Friday, January 23, 2009

Angel Colours

That two year anniversary has just passed, and I got through it. No tears the entire day except during a phone call from a friend I did not expect; I was appalled at how near to the surface these tears were. I did not know that. But I was well supported - lunch out, dinner out, cheerful company skating me through.

Those last few days of F's life I was persuaded to visit my son B in London, to have a break, they said. F seemed to be improving. The weekend was arranged, and B had gone to some trouble planning meals and activities for us. I packed a bag and went to the hospital prior to flying to London about midday.

F was sitting up, looking very much better. Why are you crying? he said. Because I don't want to go! I wouldn't have it any other way, he said, you need to go. You need to get back to reality. This is my reality, I said, and those were our last words.

I left his ward and was pursued by a male French Canadian nurse. Are you alright? he said. No.

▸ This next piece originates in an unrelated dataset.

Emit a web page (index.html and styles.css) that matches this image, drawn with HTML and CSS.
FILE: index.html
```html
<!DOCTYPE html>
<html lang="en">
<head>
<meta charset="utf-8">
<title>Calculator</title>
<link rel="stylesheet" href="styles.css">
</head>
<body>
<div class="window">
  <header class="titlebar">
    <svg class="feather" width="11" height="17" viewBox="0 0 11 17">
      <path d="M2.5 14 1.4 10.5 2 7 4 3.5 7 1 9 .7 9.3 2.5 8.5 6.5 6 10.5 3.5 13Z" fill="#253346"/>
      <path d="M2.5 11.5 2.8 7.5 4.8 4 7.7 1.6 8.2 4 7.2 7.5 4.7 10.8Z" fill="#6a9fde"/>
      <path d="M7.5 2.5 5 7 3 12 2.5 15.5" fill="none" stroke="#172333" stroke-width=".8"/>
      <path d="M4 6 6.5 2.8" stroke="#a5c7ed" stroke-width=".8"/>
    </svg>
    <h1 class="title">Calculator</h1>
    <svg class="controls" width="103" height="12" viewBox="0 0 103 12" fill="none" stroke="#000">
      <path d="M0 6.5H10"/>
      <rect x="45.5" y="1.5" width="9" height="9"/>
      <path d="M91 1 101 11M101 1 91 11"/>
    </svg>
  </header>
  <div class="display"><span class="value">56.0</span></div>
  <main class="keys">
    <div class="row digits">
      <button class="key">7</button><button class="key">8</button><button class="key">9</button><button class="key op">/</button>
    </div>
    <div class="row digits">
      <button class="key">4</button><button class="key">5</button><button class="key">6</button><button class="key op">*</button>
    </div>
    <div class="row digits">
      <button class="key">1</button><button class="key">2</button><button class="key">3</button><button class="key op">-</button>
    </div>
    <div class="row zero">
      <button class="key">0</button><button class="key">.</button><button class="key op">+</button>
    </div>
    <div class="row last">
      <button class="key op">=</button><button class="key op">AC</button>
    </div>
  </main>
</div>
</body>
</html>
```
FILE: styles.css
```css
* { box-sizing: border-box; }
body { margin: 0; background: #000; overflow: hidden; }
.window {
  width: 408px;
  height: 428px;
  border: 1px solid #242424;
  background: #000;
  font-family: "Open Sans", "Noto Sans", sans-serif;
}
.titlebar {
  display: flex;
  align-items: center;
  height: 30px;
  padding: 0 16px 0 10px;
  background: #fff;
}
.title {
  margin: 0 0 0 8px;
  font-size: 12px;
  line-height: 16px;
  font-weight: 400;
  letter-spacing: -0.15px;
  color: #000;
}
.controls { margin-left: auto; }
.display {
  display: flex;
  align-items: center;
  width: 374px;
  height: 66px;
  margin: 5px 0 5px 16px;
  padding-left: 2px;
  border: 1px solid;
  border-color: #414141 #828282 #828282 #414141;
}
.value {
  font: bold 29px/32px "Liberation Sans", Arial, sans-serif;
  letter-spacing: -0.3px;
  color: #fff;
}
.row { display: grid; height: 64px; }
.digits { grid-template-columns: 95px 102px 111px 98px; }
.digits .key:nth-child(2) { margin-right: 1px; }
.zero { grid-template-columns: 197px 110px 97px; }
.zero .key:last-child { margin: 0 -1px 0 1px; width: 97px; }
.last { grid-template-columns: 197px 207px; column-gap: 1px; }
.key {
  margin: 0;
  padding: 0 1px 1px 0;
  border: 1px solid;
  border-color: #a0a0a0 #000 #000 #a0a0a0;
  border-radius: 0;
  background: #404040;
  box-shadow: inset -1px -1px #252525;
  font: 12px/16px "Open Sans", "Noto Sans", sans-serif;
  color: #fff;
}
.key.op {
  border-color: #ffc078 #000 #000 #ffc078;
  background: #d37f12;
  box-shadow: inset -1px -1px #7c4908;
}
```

You are exhausted, you have been through a terrible time; it will do you good. I stood looking through that first floor window at the interminable scene I had studied so many times - a large car park, people coming and going, asphalt and trees. I felt defeated.

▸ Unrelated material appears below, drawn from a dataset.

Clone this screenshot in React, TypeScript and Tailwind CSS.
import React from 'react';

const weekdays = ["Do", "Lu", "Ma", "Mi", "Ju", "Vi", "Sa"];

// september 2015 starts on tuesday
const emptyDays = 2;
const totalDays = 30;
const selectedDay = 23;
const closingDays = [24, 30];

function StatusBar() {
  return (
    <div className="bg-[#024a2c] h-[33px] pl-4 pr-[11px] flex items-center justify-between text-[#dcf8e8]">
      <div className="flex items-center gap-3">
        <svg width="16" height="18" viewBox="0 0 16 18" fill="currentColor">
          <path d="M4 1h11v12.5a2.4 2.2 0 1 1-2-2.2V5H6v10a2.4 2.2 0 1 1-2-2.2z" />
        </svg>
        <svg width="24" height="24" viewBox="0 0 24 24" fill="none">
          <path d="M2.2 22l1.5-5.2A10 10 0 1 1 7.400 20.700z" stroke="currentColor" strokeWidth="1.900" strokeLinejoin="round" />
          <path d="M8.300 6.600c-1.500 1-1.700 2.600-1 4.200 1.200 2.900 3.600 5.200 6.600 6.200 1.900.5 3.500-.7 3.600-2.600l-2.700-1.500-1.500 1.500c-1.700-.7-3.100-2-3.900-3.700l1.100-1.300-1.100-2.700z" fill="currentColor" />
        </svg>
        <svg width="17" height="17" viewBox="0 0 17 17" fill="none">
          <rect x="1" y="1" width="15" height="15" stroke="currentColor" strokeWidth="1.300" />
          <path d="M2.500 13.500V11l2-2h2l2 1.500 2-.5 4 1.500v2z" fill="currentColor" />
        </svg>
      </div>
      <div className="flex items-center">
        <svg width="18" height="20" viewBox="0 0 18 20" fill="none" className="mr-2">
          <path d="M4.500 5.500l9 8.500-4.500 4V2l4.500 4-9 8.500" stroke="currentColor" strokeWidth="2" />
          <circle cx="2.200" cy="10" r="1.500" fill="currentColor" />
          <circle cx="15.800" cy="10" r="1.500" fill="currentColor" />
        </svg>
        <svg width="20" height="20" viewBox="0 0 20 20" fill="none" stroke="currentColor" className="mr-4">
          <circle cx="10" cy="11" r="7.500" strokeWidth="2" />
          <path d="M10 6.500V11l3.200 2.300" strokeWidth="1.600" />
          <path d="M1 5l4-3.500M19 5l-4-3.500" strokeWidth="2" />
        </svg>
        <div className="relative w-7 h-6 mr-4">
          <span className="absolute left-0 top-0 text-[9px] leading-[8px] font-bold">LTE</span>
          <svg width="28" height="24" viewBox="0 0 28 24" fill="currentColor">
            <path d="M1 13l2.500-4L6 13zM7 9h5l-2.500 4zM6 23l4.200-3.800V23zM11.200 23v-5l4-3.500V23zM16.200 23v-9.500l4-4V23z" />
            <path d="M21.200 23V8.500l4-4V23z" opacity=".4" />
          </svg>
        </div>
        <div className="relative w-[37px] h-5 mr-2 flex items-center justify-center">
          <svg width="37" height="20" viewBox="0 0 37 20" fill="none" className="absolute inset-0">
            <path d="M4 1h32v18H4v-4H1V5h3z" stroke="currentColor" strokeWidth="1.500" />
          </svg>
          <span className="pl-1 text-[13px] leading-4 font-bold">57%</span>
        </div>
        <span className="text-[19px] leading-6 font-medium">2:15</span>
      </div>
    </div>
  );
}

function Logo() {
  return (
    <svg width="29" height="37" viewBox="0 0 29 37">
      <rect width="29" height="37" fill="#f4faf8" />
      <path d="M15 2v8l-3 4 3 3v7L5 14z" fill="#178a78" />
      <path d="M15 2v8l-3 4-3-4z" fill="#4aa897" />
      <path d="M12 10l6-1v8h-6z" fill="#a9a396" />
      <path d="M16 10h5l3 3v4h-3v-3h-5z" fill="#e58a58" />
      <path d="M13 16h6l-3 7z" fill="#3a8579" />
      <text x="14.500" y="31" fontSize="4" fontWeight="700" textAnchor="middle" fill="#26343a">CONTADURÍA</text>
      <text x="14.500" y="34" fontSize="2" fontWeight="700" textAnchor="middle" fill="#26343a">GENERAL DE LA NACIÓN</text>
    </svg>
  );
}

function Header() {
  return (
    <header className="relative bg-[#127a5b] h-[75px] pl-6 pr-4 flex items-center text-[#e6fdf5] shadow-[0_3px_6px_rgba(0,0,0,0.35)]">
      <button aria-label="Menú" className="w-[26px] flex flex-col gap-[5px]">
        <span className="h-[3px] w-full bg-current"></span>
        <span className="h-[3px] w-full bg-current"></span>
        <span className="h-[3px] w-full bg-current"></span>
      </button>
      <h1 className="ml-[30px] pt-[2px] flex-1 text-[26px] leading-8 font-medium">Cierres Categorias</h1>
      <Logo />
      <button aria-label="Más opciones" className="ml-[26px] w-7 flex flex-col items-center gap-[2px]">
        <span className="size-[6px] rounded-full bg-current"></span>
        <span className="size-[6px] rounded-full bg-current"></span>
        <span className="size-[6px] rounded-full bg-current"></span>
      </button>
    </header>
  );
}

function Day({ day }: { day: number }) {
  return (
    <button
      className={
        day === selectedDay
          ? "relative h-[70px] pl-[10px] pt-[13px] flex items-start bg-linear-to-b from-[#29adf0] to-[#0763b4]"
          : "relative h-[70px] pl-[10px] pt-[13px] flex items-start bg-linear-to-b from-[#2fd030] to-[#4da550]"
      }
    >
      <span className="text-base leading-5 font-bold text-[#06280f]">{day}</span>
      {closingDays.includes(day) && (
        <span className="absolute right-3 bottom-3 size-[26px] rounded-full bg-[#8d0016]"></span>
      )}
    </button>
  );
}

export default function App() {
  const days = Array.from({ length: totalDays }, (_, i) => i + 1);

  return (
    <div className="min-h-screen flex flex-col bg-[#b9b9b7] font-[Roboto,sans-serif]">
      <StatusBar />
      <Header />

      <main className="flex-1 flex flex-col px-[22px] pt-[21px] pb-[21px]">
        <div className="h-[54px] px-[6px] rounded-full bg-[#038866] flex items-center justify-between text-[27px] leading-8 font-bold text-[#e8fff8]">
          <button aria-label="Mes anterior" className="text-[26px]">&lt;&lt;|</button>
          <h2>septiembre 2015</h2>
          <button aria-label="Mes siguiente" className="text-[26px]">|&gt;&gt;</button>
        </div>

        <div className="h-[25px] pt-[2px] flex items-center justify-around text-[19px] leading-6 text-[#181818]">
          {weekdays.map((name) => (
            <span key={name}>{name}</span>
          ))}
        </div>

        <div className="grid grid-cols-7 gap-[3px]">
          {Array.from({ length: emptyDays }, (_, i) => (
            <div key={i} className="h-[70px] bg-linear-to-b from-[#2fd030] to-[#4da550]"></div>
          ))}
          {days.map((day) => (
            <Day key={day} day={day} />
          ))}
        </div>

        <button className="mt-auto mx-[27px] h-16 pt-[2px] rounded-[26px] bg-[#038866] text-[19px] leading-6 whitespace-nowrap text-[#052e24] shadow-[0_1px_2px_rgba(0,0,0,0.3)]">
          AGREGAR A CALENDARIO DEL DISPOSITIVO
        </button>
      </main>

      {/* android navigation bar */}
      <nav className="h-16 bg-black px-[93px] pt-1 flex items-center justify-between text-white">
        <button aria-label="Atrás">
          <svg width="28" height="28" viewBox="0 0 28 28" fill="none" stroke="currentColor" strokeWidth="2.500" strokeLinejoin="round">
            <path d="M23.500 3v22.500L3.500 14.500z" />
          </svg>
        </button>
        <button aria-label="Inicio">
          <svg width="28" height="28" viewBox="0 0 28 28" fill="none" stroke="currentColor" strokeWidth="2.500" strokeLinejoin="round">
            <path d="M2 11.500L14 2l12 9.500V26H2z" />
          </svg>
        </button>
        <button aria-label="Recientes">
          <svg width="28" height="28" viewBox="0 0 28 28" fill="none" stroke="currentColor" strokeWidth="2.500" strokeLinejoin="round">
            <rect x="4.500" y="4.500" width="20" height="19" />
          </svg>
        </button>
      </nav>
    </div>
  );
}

Son M was there, he would stay with his father. He put me on the plane and I cried the entire way to London. A young man sat next to me - he must have been mortified. I stared out the window for that hour or so during the flight, tears running down my face. But when I saw son B, they stopped as if a tap had been turned off, and I settled into the fast pace that B walks as we made our way by train through the massive English crowds, cold stations, on and off two trains to his home in Blackheath.

I felt cossetted, cheerful. The next day I had my hair done indifferently and we lunched at a Press Club bar somewhere near Fleet Street. All was well. But that afternoon M phoned to say that his father had a temperature.

I should have listened to that warning bell. I should have heard it! But one clings so to hope; brush this aside, he is, he must be, on the road to recovery. Instead, we carried on with our day, our plans, our meals. I cannot clearly remember what we did that Saturday evening - watched English television, I think, after eating out. I had been starved of television of late. But Sunday morning dawned freezing cold, and M was worried. Still, there were no planes on that particular airline on a Sunday to that French town; and I would be flying back on Monday morning.

We took B's dog Jamie for a walk in Greenwich Park before our Sunday lunch. It was absolutely freezing. I walked with pain, I was frozen rigid with dread. We walked a long way, until poor Jamie's bad hip troubled him and B picked him up and carried him. Jamie's embarrassed little face.

B had prepared a roast lunch. He served it and I could see the trouble he had gone to. I ate as if it were sawdust. He had to attend a business dinner that evening. I can't leave you like this, Mom, he said. I will go there, explain things, and come straight home. Which he did. Somehow, that night passed.

In the morning I was dressing to leave when the phone rang. Son M: Dad is very bad. Yet another infection. The doctors say should they do everything or should they do nothing? By everything they meant rush him into surgery. Do nothing, I said. He has had enough.

They expected him to survive for 48 hours, they would make him comfortable. I knew with absolute certainty that F would not want more surgery, ventilation, intensive care, catastrophe's worked upon his defenceless body.

B would fly with me to France, cancelled everything. We got on the train taking us to some small airfield outside London. I cannot now remember its name. On board I took knitting needles I had in some knitting and put them in the litter bin as I could not board the plane with them in my luggage, and I did not want to have to put luggage in the hold; it was only a small case, I could carry it on and quickly off.

The train wound through fields and small suburbs. As it rounded a bend we ran in between some rolling green hills, which changed as if a light had been turned on to the most vivid colours imaginable; I was aware of the colour as if they had been brushed by angel wings. Colour poured onto the scene, filled the entire sky; colour which couldn't be there in that grey English landscape. I saw a rainbow prism beaming into and through every blade of grass, every nuance of the hill.

I know now that was the moment F died.

M was with him. The French Canadian nurse had closed the curtains around father and son, and quietly switched off the blinking graphs surrounding his bedside. I cannot write about those last moments. It was a moment of deep communication between them, and although it breaks me that I was not there, I would not deny my beloved F and his son that devastating closeness.